Entgegen der Ansicht der Beschwerde bedeutet dies allerdings nicht, dass das Berufungsgericht die Hinfälligkeit der landgerichtlichen Abweisung der Hilfsanträge hätte aussprechen müssen. In dem Fall, dass Haupt- und Hilfsantrag abgewiesen werden und die hinsichtlich des Hauptantrags eingelegte Berufung Erfolg hat, ist die Abweisung des Hilfsantrags ohne Weiteres gegenstandslos (Musielak/Voit/Ball, ZPO, 13. Aufl., § 528 Rn. 5; BeckOK ZPO/Wulf, Stand: 1. Juli 2016, § 528 Rn. 7; a.A. MünchKommZPO/Rimmelspacher, 4. Aufl., § 528 Rn. 42).

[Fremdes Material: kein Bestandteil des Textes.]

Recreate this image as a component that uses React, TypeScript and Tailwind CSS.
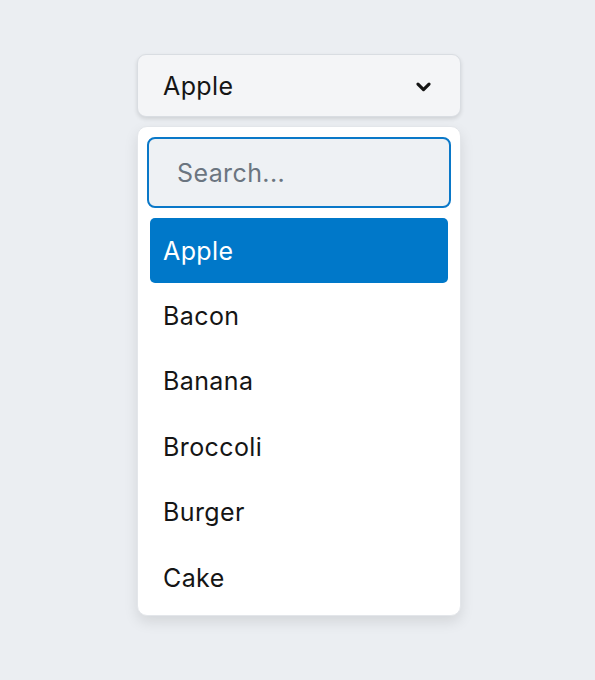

2. Die Nichtzulassungsbeschwerde ist im Übrigen unzulässig. Der Wert der mit der Revision geltend zu machenden Beschwer übersteigt 20.000 € nicht, § 26 Nr. 8 Satz 1 EGZPO. Die Beschwer des Klägers beträgt hinsichtlich des mit der Beschwerde weiterverfolgten Zahlungsanspruchs 6.894,80 €. Entgegen der Auffassung der Beschwerde sind diesem Wert wegen der Verwerfung der Berufung hinsichtlich der beiden Hilfsanträge nicht für jeden Hilfsantrag weitere 20.000 € hinzuzurechnen, mit denen das Berufungsgericht diese Anträge bewertet hat. Denn diese Hilfsanträge werden mit der beabsichtigten Revision nicht weiterverfolgt. Die Beschwerde geht zutreffend selbst davon aus, dass die Bedingung, unter der sie gestellt waren, nicht mehr eintreten kann, weil der Klageantrag zu 1 bereits teilweise Erfolg gehabt hat. Die Verwerfung der Berufung hinsichtlich der Hilfsanträge, die die Beschwerde beseitigt haben möchte, hat keinen erkennbaren Wert, der die Beschwer erhöhen könnte. Hierzu ist nichts ersichtlich und von der Beschwerde auch nichts dargelegt. Die Belastung mit den Kosten, die durch die Verwerfung der Berufung hinsichtlich der Hilfsanträge entstanden ist, hat bei der Berücksichtigung der Beschwer außen vor zu bleiben.
3. Eine Zurückverweisung gemäß § 544 Abs. 7 ZPO kommt hier ausnahmsweise nicht in Betracht, weil keine weitere Entscheidung in der Hauptsache mehr notwendig wird (vgl. BGH, Beschluss vom 29. April 2014 - XI ZR 126/13). Die Kostenentscheidung kann der Senat selbst treffen. Sie beruht auf § 92 Abs. 1, 2 Nr. 1, § 97 Abs. 1, § 101 Abs. 1 ZPO.
4. Der Senat hat die Streitwertfestsetzungen der Instanzgerichte abgeändert, § 63 Abs. 3 Satz 1 Nr. 2 GKG; die Hilfsanträge bleiben außer Betracht, § 45 Abs. 1 Satz 2 GKG (vgl. BGH, Urteil vom 26. November 1984 - VIII ZR 217/83, WM 1985, 264, 267 f., juris Rn. 59).